In order to create an index, a given content item, such as an HTML
document, is first broken into a list of words, a process known as
tokenization. After tokenization, words may be normalized to a
standard form. For example, suffixes and plural endings may be
removed by a process known as "stemming" or "morphological
analysis". In addition, very common words known as "stop words" may
be omitted. Finally, each occurrence of each word is recorded in
the index. The entire process of transforming the content item from
its original form into a set of entries in an index is known as
"indexing."
[0003] An index is a data structure consisting of a table of lists.
Each entry in the table is accessed by a unique word, and each item
in the list for a given word indicates a content item in which that
word occurred. These items are called "postings," and the lists are
called "posting lists." A posting contains an identifier for the
content item containing the word, and may also include additional
information about how often or where the word appeared in the
content item.
[0004] When a user provides a query to a search engine that employs
an index, the system breaks the query into words in much the same
way that the system processes content items. The system then looks
in the table to find the posting list for each word. Each posting
list represents the set of content items containing the word. If
the user's query is interpreted as a Boolean OR then the union of
the sets is computed. If the user's query is interpreted as a
Boolean AND then the intersection of the sets for each word is
computed. In most search engines, a relevance score is computed for
each candidate content item in the result set, and only the
top-scoring candidates are retrieved. An assortment of factors may
determine the relevance score, including the frequency of
occurrence of the query words, the properties of the content items
modification date and statistical distinctiveness.

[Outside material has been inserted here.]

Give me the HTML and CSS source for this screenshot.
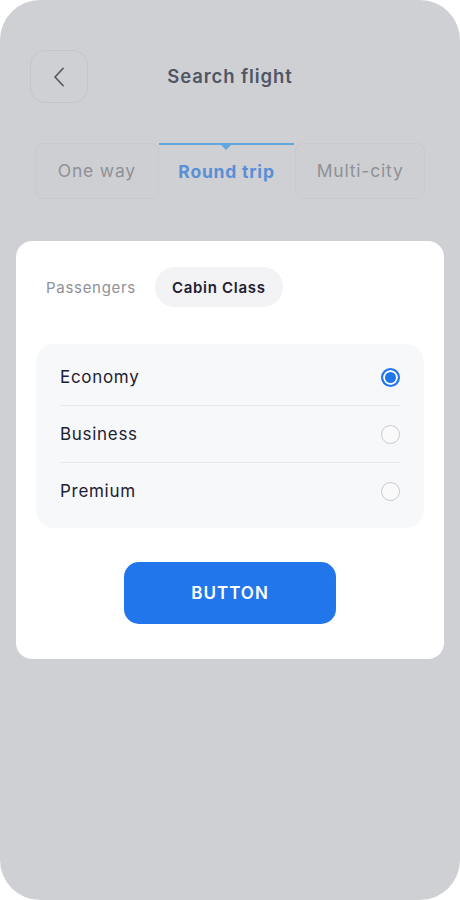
FILE: index.html
```html
<!DOCTYPE html>
<html lang="en">
<head>
    <meta charset="UTF-8">
    <meta name="viewport" content="width=device-width, initial-scale=1.0">
    <title>Search flight</title>
    <link rel="stylesheet" href="styles.css">
</head>
<body>

    <div class="phone">

        <div class="header">
            <button class="back">
                <svg width="12" height="20" viewBox="0 0 12 20" fill="none">
                    <path d="M10 1.5 L2 10 L10 18.5" stroke="#555b66" stroke-width="1.8" stroke-linecap="round" stroke-linejoin="round"/>
                </svg>
            </button>
            <h1>Search flight</h1>
            <div></div>
        </div>

        <div class="trip-tabs">
            <div class="trip-tab one">One way</div>
            <div class="trip-tab active">Round trip</div>
            <div class="trip-tab multi">Multi-city</div>
        </div>

        <div class="card">
            <div class="segment">
                <span class="seg-item first">Passengers</span>
                <span class="seg-item selected">Cabin Class</span>
            </div>

            <ul class="class-list">
                <li class="class-item">Economy <span class="radio checked"></span></li>
                <li class="class-item">Business <span class="radio"></span></li>
                <li class="class-item">Premium <span class="radio"></span></li>
            </ul>

            <button class="main-btn">BUTTON</button>
        </div>

    </div>

</body>
</html>
```

FILE: styles.css
```css
body {
    margin: 0;
    background-color: #fff;
    font-family: 'Inter', 'Liberation Sans', sans-serif;
    letter-spacing: 0.7px;
}

.phone {
    width: 460px;
    height: 900px;
    background-color: #cfd0d4;
    border-radius: 40px;
    overflow: hidden;
    box-sizing: border-box;
    padding-top: 50px;
}

.header {
    display: grid;
    grid-template-columns: 58px 1fr 58px;
    align-items: center;
    margin: 0 30px;
}

.back {
    width: 58px;
    height: 53px;
    border: 1px solid #c4c6ca;
    border-radius: 15px;
    background-color: #cfd0d4;
    display: flex;
    align-items: center;
    justify-content: center;
    padding: 0;
}

.header h1 {
    margin: 0 0 1px;
    text-align: center;
    font-size: 18.5px;
    font-weight: 600;
    letter-spacing: 0.9px;
    color: #505663;
}

.trip-tabs {
    display: flex;
    margin: 40px 35px 0;
    height: 56px;
}

.trip-tab {
    display: flex;
    align-items: center;
    justify-content: center;
    padding-bottom: 2px;
    font-size: 17.5px;
    letter-spacing: 0.8px;
    color: #8f9196;
    box-sizing: border-box;
}

.trip-tab.one {
    width: 124px;
    border: 1px solid #c8cacd;
    border-radius: 8px;
    background-color: #cdcfd2;
}

.trip-tab.multi {
    width: 130px;
    margin-left: 1px;
    border: 1px solid #c8cacd;
    border-radius: 8px;
    background-color: #cdcfd2;
}

.trip-tab.active {
    position: relative;
    width: 136px;
    border-top: 2px solid #64a7dc;
    color: #5a8fd6;
    font-weight: 700;
}

.trip-tab.active::after {
    content: '';
    position: absolute;
    top: 0;
    left: 62px;
    border-left: 5px solid transparent;
    border-right: 5px solid transparent;
    border-top: 5px solid #64a7dc;
}

.card {
    margin: 42px 16px 0;
    background-color: #fff;
    border-radius: 16px;
    padding: 26px 20px 35px;
}

.segment {
    display: flex;
    gap: 2px;
}

.seg-item {
    height: 40px;
    padding: 0 17px;
    border-radius: 20px;
    display: flex;
    align-items: center;
    font-size: 15px;
    color: #8e9198;
}

.seg-item.first {
    padding-left: 10px;
}

.seg-item.selected {
    background-color: #f3f3f5;
    color: #1c2033;
    font-weight: 600;
}

.class-list {
    list-style: none;
    margin: 37px 0 0;
    padding: 5px 24px 9px;
    background-color: #f7f8fa;
    border-radius: 18px;
}

.class-item {
    height: 56px;
    display: flex;
    align-items: center;
    justify-content: space-between;
    font-size: 17px;
    color: #1d2133;
    border-bottom: 1px solid #e8e9ec;
}

.class-item:last-child {
    border-bottom: none;
}

.radio {
    width: 19px;
    height: 19px;
    border: 1px solid #c9cacd;
    border-radius: 50%;
    box-sizing: border-box;
    background-color: #fafafb;
}

.radio.checked {
    border: 2px solid #2176eb;
    background-color: #2176eb;
    box-shadow: inset 0 0 0 2px #fff;
}

.main-btn {
    display: block;
    width: 212px;
    height: 62px;
    margin: 34px auto 0;
    border: none;
    border-radius: 15px;
    background-color: #2176eb;
    color: #fff;
    font-family: inherit;
    font-size: 17px;
    font-weight: 600;
    letter-spacing: 1px;
}
```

[0005] The World Wide Web consists of billions of content items,
known as web pages, interconnected by hypertext links which allow
users to navigate from a "source" page (the page containing the
link) to a "target" page (the page pointed to by the link). Each
page on the Web has a unique address known as a Uniform Resource
Locator ("URL"). Hypertext links on the web contain two pieces of
information: a short piece of text, known as a summary or anchor
text that describes the target page and the URL of the target
page.
[0006] Due to the unique nature of the interlinked pages and the
large scale of the Web, search engines typically employ more
complex relevance ranking functions. In addition to the ranking
features used in traditional search engines, web search engines
also rely on information based on the connectivity of the page,
such as the number of pages linking to it, in determining the
relevance score of a search result.
[0007] Unfortunately, existing indexes used by search engines may
not capture the precise diction that a user query comprises along
with context provided through social participation information,
sentiment analysis of each content item and sentiment analysis of
social network comments for each content item in a result set
raising issues with the quality of content items. As a result users
are increasingly presented with disinformation when attempting to
locate content items on the Internet. Due to the exploitation of
shortcomings in existing search algorithms, users are confronted
with issues of trust regarding content items in a result set that
they locate on the Internet, including the content contained within
such content items.
[0008] Therefore, new sources of information on which to base
searches, as well as methods of using the same, are needed.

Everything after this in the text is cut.